• Aim of the task
From the first line of the listing below, retype each line up to and including the one with "type StepStatus = 'done'"; pictures stay out.

• Raw data
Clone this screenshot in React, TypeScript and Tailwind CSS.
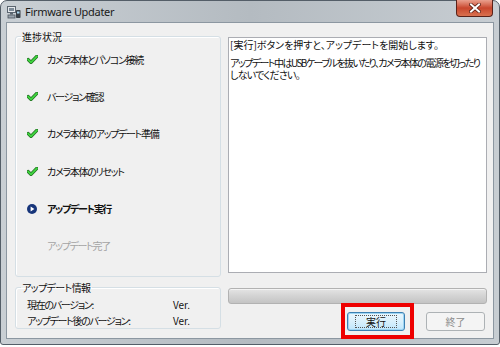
import React from 'react';

// 手順の状態
type StepStatus = 'done' | 'current' | 'pending';

const STEPS: { label: string; status: StepStatus }[] = [
  { label: 'カメラ本体とパソコン接続', status: 'done' },
  { label: 'バージョン確認', status: 'done' },
  { label: 'カメラ本体のアップデート準備', status: 'done' },
  { label: 'カメラ本体のリセット', status: 'done' },
  { label: 'アップデート実行', status: 'current' },
  { label: 'アップデート完了', status: 'pending' },
];

const jp = "font-['Noto_Sans_CJK_JP',sans-serif] [font-feature-settings:'palt']";

const CheckIcon = () => (
  <svg width="11" height="9" viewBox="0 0 11 9">
    <path d="M1.2 4.6 L4 7.4 L9.8 1.4" fill="none" stroke="#1f6b1f" strokeWidth="3.4" strokeLinecap="round" strokeLinejoin="round" />
    <path d="M1.2 4.6 L4 7.4 L9.8 1.4" fill="none" stroke="#3fd43f" strokeWidth="2" strokeLinecap="round" strokeLinejoin="round" />
  </svg>
);

const PlayIcon = () => (
  <svg width="10" height="10" viewBox="0 0 10 10">
    <circle cx="5" cy="5" r="5" fill="#17357a" />
    <path d="M3.6 2.6 L7.4 5 L3.6 7.4 Z" fill="#ffffff" />
  </svg>
);

const AppIcon = () => (
  <svg width="14" height="14" viewBox="0 0 14 14">
    <rect x="0.5" y="1.5" width="8" height="6" fill="#e6e9ec" stroke="#5b6570" />
    <rect x="2" y="3" width="5" height="3" fill="#7d8b98" />
    <rect x="3" y="8" width="3" height="1.5" fill="#5b6570" />
    <rect x="1" y="10" width="7" height="3" fill="#9aa4ae" stroke="#4b545d" strokeWidth="0.8" />
    <rect x="9" y="5" width="4.5" height="8" rx="0.8" fill="#3a4149" />
    <rect x="10" y="6.5" width="2.5" height="2" fill="#a9d6ef" />
  </svg>
);

const CloseGlyph = () => (
  <svg width="12" height="10" viewBox="0 0 12 10">
    <path d="M2 1.5 L10 8.5 M10 1.5 L2 8.5" stroke="#5a1e14" strokeWidth="3.6" strokeLinecap="square" />
    <path d="M2 1.5 L10 8.5 M10 1.5 L2 8.5" stroke="#ffffff" strokeWidth="2" strokeLinecap="square" />
  </svg>
);

export default function App() {
  return (
    <div className="w-[500px] h-[347px] bg-white">
      {/* ウィンドウ枠 */}
      <div className="w-[500px] h-[345px] flex flex-col rounded-t-[7px] rounded-b-[3px] border border-[#545e68] bg-gradient-to-r from-[#c9cfd4] via-[#b4bbc1] to-[#c7cdd2] px-[5px] pb-[5px]">
        {/* タイトルバー */}
        <div className="h-[21px] flex items-center relative">
          <div className="ml-[1px] mr-[4px] flex items-center">
            <AppIcon />
          </div>
          <span className="font-['Noto_Sans',sans-serif] text-[11px] tracking-[-0.3px] text-[#1a1a1a] leading-none">Firmware Updater</span>
          <div className="absolute right-[1px] -top-[1px] w-[37px] h-[17px] flex items-center justify-center rounded-b-[4px] border border-[#5a2219] border-t-0 bg-gradient-to-b from-[#e9a08e] via-[#c8462d] to-[#d9714f]">
            <CloseGlyph />
          </div>
        </div>

        {/* クライアント領域 */}
        <div className={`flex-1 flex border border-[#8c97a1] bg-[#f0f0f0] pl-[8px] pr-[6px] text-[10px] leading-[13px] text-[#111] ${jp}`}>
          {/* 左カラム */}
          <div className="w-[206px] shrink-0 flex flex-col pt-[7px]">
            <fieldset className="h-[247px] border border-[#d5dfe5] rounded-[3px] shadow-[inset_1px_1px_0_#fff]">
              <legend className="ml-[5px] px-[1px]">進捗状況</legend>
              <div className="flex flex-col gap-[24.4px] pt-[9.5px]">
                {STEPS.map((s) => (
                  <div key={s.label} className="h-[13px] flex items-center">
                    <div className="w-[31px] pl-[11px] flex items-center">
                      {s.status === 'done' && <CheckIcon />}
                      {s.status === 'current' && <PlayIcon />}
                    </div>
                    <span
                      className={
                        'tracking-[-1.3px] ' +
                        (s.status === 'current'
                          ? 'font-bold'
                          : s.status === 'pending'
                            ? 'text-[#a3a3a3]'
                            : '')
                      }
                    >
                      {s.label}
                    </span>
                  </div>
                ))}
              </div>
            </fieldset>

            <fieldset className="mt-[4px] h-[48px] border border-[#d5dfe5] rounded-[3px] shadow-[inset_1px_1px_0_#fff]">
              <legend className="ml-[5px] px-[1px] tracking-[-0.6px]">アップデート情報</legend>
              <div className="flex flex-col gap-[3px] pt-[4px] pl-[11px]">
                <div className="h-[13px] flex">
                  <span className="w-[146px] tracking-[-1.3px]">現在のバージョン:</span>
                  <span>Ver.</span>
                </div>
                <div className="h-[13px] flex">
                  <span className="w-[146px] tracking-[-1.3px]">アップデート後のバージョン:</span>
                  <span>Ver.</span>
                </div>
              </div>
            </fieldset>
          </div>

          {/* 右カラム */}
          <div className="flex-1 min-w-0 ml-[7px] flex flex-col pt-[14px]">
            <div className="h-[236px] border border-[#abadb3] bg-white px-[1px] pt-[1px] leading-[12px] text-[#111] whitespace-nowrap overflow-hidden">
              <p>[実行]ボタンを押すと、アップデートを開始します。</p>
              <p className="mt-[6px] tracking-[-1.55px]">アップデート中はUSBケーブルを抜いたり、カメラ本体の電源を切ったり</p>
              <p className="tracking-[-0.8px]">しないでください。</p>
            </div>

            <div className="mt-[15px] h-[16px] rounded-[3px] border border-[#b2b2b2] bg-gradient-to-b from-[#e4e4e4] via-[#d3d3d3] to-[#c4c4c4] shadow-[inset_0_1px_0_#f3f3f3]" />

            <div className="mt-[8px] flex justify-end gap-[21px] pr-[2px]">
              <div className="relative">
                <button
                  type="button"
                  className="w-[58px] h-[19px] rounded-[3px] border border-[#3c7fb1] bg-gradient-to-b from-[#eaf6fd] via-[#d9f0fc] to-[#bee6fd] shadow-[inset_0_0_0_1px_#9ed5f3] flex items-center justify-center text-[10px] text-[#111]"
                >
                  <span className="px-[10px] outline outline-1 outline-dotted outline-[#555] leading-[11px]">実行</span>
                </button>
                {/* 注釈の赤枠 */}
                <div className="absolute -left-[6px] -top-[9px] w-[73px] h-[36px] border-[4px] border-[#ee0000] pointer-events-none" />
              </div>
              <button
                type="button"
                disabled
                className="w-[59px] h-[19px] rounded-[3px] border border-[#adb2b5] bg-[#f4f4f4] text-[10px] text-[#8d8d8d] flex items-center justify-center"
              >
                終了
              </button>
            </div>
          </div>
        </div>
      </div>
    </div>
  );
}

• Result
Clone this screenshot in React, TypeScript and Tailwind CSS.
import React from 'react';

// 手順の状態
type StepStatus = 'done' | 'current' | 'pending';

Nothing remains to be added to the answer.